Yes, I understand the basic basis here. But I’m referring to “Adjusted Accumulated Recognized Value”. The revenue recognition is accepted for the WIP and here there is another field called “Adjusted Accumulated Recognized Value”. The above-mentioned formula is the calculation. 

The Adjusted Accumulated Recognized Value seems to be calculated when revenue recognition is zero. I’m trying to understand what is the “Adjusted Accumulated Recognized Value”. 

Thank you,

Dulanjana


Hi @Chanu_Yazi ,

Yes, I understand the basic basis here.

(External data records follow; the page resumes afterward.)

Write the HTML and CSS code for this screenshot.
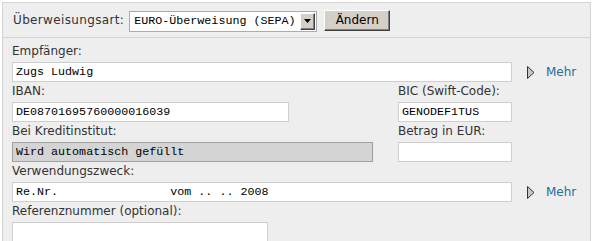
FILE: index.html
```html
<!DOCTYPE html>
<html lang="de">
<head>
  <meta charset="UTF-8">
  <title>Überweisung</title>
  <link rel="stylesheet" href="styles.css">
</head>
<body>
  <div class="panel">
    <div class="header">
      <span class="header-label">Überweisungsart:</span>
      <div class="select">
        <span class="select-value">EURO-Überweisung (SEPA)</span>
        <span class="select-arrow">
          <svg width="7" height="4" viewBox="0 0 7 4"><polygon points="0,0 7,0 3.5,4" fill="#000"/></svg>
        </span>
      </div>
      <button class="btn">Ändern</button>
    </div>

    <div class="form">
      <div class="row">
        <div class="field field-wide">
          <label class="label">Empfänger:</label>
          <input class="input input-wide" value="Zugs Ludwig">
        </div>
        <a href="#" class="more">
          <svg width="8" height="13" viewBox="0 0 8 13"><polygon points="0.5,0.5 7,6.5 0.5,12.5" fill="#c8c8c8" stroke="#333" stroke-width="1"/></svg>
          Mehr
        </a>
      </div>

      <div class="row">
        <div class="field field-left">
          <label class="label">IBAN:</label>
          <input class="input input-iban" value="DE08701695760000016039">
        </div>
        <div class="field">
          <label class="label">BIC (Swift-Code):</label>
          <input class="input input-small" value="GENODEF1TUS">
        </div>
      </div>

      <div class="row">
        <div class="field field-left">
          <label class="label">Bei Kreditinstitut:</label>
          <input class="input input-bank input-disabled" value="Wird automatisch gefüllt" readonly>
        </div>
        <div class="field">
          <label class="label">Betrag in EUR:</label>
          <input class="input input-small" value="">
        </div>
      </div>

      <div class="row">
        <div class="field field-wide">
          <label class="label">Verwendungszweck:</label>
          <input class="input input-wide" value="Re.Nr.                vom .. .. 2008">
        </div>
        <a href="#" class="more">
          <svg width="8" height="13" viewBox="0 0 8 13"><polygon points="0.5,0.5 7,6.5 0.5,12.5" fill="#c8c8c8" stroke="#333" stroke-width="1"/></svg>
          Mehr
        </a>
      </div>

      <div class="row">
        <div class="field">
          <label class="label">Referenznummer (optional):</label>
          <input class="input input-ref" value="">
        </div>
      </div>
    </div>
  </div>
</body>
</html>
```

FILE: styles.css
```css
body {
  margin: 0;
  background-color: #ffffff;
  font-family: "DejaVu Sans", Verdana, sans-serif;
  font-size: 12px;
  color: #333333;
}
.panel {
  margin: 2px 2px 0 2px;
  background-color: #eeeeee;
  border: 1px solid #d4d4d4;
  border-bottom: none;
}
.header {
  display: flex;
  align-items: center;
  height: 34px;
  padding-left: 10px;
  border-bottom: 1px solid #d4d4d4;
}
.header-label {
  margin-right: 5px;
  letter-spacing: 0.35px;
}
.select {
  display: flex;
  align-items: stretch;
  box-sizing: border-box;
  width: 188px;
  height: 21px;
  margin-top: 2px;
  background-color: #ffffff;
  border: 1px solid #a5acb2;
}
.select-value {
  flex: 1;
  padding-left: 4px;
  font-family: "Liberation Mono", "Courier New", monospace;
  font-size: 11.7px;
  line-height: 19px;
  color: #000000;
  white-space: nowrap;
  overflow: hidden;
}
.select-arrow {
  display: flex;
  align-items: center;
  justify-content: center;
  box-sizing: border-box;
  width: 15px;
  margin: 1px;
  background-color: #d4d0c8;
  border: 1px solid;
  border-color: #ffffff #404040 #404040 #ffffff;
  box-shadow: inset -1px -1px #808080;
}
.btn {
  box-sizing: border-box;
  width: 66px;
  height: 21px;
  margin-left: 7px;
  padding: 0;
  font-family: "DejaVu Sans", Verdana, sans-serif;
  font-size: 12px;
  color: #000000;
  background-color: #d4d0c8;
  border: 1px solid;
  border-color: #ffffff #404040 #404040 #ffffff;
  box-shadow: inset -1px -1px #808080;
  cursor: pointer;
}
.form {
  padding: 4px 0 0 9px;
}
.row {
  display: flex;
  align-items: flex-end;
}
.field {
  display: flex;
  flex-direction: column;
}
.field-wide {
  width: 500px;
}
.field-left {
  width: 386px;
}
.label {
  line-height: 18px;
  padding-bottom: 2px;
}
.input {
  box-sizing: border-box;
  height: 20px;
  margin: 0;
  padding: 0 3px;
  font-family: "Liberation Mono", "Courier New", monospace;
  font-size: 11.7px;
  color: #000000;
  background-color: #ffffff;
  border: 1px solid #cfcfcf;
  outline: none;
  white-space: pre;
}
.input-wide {
  width: 500px;
}
.input-iban {
  width: 277px;
}
.input-bank {
  width: 361px;
}
.input-small {
  width: 114px;
}
.input-ref {
  width: 256px;
}
.input-disabled {
  background-color: #d4d4d4;
  border-color: #a0a0a0;
}
.more {
  display: flex;
  align-items: center;
  height: 20px;
  margin-left: 15px;
  gap: 11px;
  color: #2b6a96;
  text-decoration: none;
}
```
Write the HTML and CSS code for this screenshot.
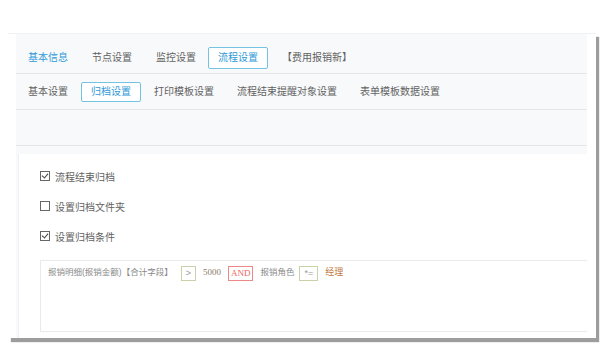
FILE: index.html
```html
<!DOCTYPE html>
<html>
<head>
<meta charset="UTF-8">
<title>流程设置</title>
<link rel="stylesheet" href="styles.css">
</head>
<body>
	<div class="frame">
		<div class="inner">
			<!-- 一级页签 -->
			<div class="tabs top">
				<span class="tab blue">基本信息</span>
				<span class="tab">节点设置</span>
				<span class="tab">监控设置</span>
				<span class="tab active">流程设置</span>
				<span class="tab">【费用报销新】</span>
			</div>
			<!-- 二级页签 -->
			<div class="tabs sub">
				<span class="tab">基本设置</span>
				<span class="tab active">归档设置</span>
				<span class="tab">打印模板设置</span>
				<span class="tab">流程结束提醒对象设置</span>
				<span class="tab">表单模板数据设置</span>
			</div>
			<div class="toolbar"></div>
			<div class="panel">
				<label class="check"><span class="box on"></span>流程结束归档</label>
				<label class="check"><span class="box"></span>设置归档文件夹</label>
				<label class="check"><span class="box on"></span>设置归档条件</label>
				<div class="cond">
					<span class="field">报销明细(报销金额)【合计字段】</span>
					<span class="op first">&gt;</span>
					<span class="val">5000</span>
					<span class="and">AND</span>
					<span class="field">报销角色</span>
					<span class="op second">*=</span>
					<span class="role">经理</span>
				</div>
			</div>
		</div>
	</div>
</body>
</html>
```
FILE: styles.css
```css
body{
	margin:0;
	background:#fff;
	font-family:"Liberation Sans","Noto Sans CJK SC",sans-serif;
	font-size:10px;
	color:#626262;
}
.frame{
	margin:33px 0 13px 8px;
	width:588px;
	height:304px;
	background:#fff;
	box-shadow:3px 4px 1px #9d9d9d;
	border-top:1px solid #eff1f4;
}
.inner{
	margin-left:8px;
	width:571px;
	height:100%;
	background:#f8f9fb;
	display:flex;
	flex-direction:column;
}
.tabs{
	display:flex;
	align-items:center;
	padding-left:2px;
	border-bottom:1px solid #e3e7ec;
}
.tabs.top{
	margin-top:9px;
	height:30px;
	gap:4px;
}
.tabs.sub{
	height:34px;
	gap:3px;
	padding-top:1px;
}
.tab{
	line-height:18px;
	white-space:nowrap;
	padding:0 9px;
	border:1px solid transparent;
	border-radius:2px;
}
.tab.blue{
	color:#2f9ad8;
}
.tab.active{
	color:#2f9ad8;
	border-color:#74c3e3;
	background:#fff;
}
.tabs.top .tab.active{
	padding:1px 9px;
	margin-left:-2px;
}
.toolbar{
	height:35px;
	border-bottom:1px solid #e3e7ec;
}
.panel{
	flex:1;
	margin:8px 0 0 2px;
	background:#fff;
	border-left:1px solid #eef0f5;
	padding:7px 0 0 21px;
	display:flex;
	flex-direction:column;
}
.check{
	display:flex;
	align-items:center;
	height:30px;
}
.box{
	width:8px;
	height:8px;
	border:1px solid #666;
	margin-right:5px;
	position:relative;
}
.box.on::after{
	content:"";
	position:absolute;
	left:2px;
	top:0px;
	width:3px;
	height:5px;
	border:solid #444;
	border-width:0 1.3px 1.3px 0;
	transform:rotate(40deg);
}
.cond{
	box-sizing:border-box;
	margin-top:9px;
	height:72px;
	border:1px solid #e8eaee;
	border-right:none;
	display:flex;
	align-items:flex-start;
	padding:5px 0 0 7px;
	font-size:9px;
	gap:7px;
}
.cond span{
	line-height:13px;
}
.field{
	color:#8a8a8a;
	font-size:8.5px;
}
.op{
	border:1px solid #c8d2a8;
	color:#999;
	padding:0 4px;
}
.op.first{
	margin-left:1px;
}
.op.second{
	margin-left:-2px;
}
.val{
	color:#8a7a66;
	font-family:"Liberation Serif",serif;
}
.and{
	border:1px solid #e88;
	color:#e66;
	padding:0 2px;
	font-family:"Liberation Serif",serif;
}
.role{
	color:#c07840;
}
```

But I’m referring to “Adjusted Accumulated Recognized Value”. The revenue recognition is accepted for the WIP and here there is another field called “Adjusted Accumulated Recognized Value”. The above-mentioned formula is the calculation. 

The Adjusted Accumulated Recognized Value seems to be calculated when revenue recognition is zero. I’m trying to understand what is the “Adjusted Accumulated Recognized Value”. 

Thank you,

Dulanjana

Hi @Dulanjana Senevirathne 

I’ll check and get back to you then. I need to look into this more.

Regards,

Chanuka


Hi @Chanu_Yazi ,

Yes, I understand the basic basis here. But I’m referring to “Adjusted Accumulated Recognized Value”. The revenue recognition is accepted for the WIP and here there is another field called “Adjusted Accumulated Recognized Value”. The above-mentioned formula is the calculation. 

The Adjusted Accumulated Recognized Value seems to be calculated when revenue recognition is zero. I’m trying to understand what is the “Adjusted Accumulated Recognized Value”. 

Thank you,

Dulanjana

Hi @Dulanjana Senevirathne 

Recognized revenue can be manually adjusted. Once adjusted, the revenue recognition status of the project will change to 'Modified.' To perform this, the PCRR status of the project must not be 'Acknowledged.' Additionally, this can only be performed for PoC and event-based RR methods.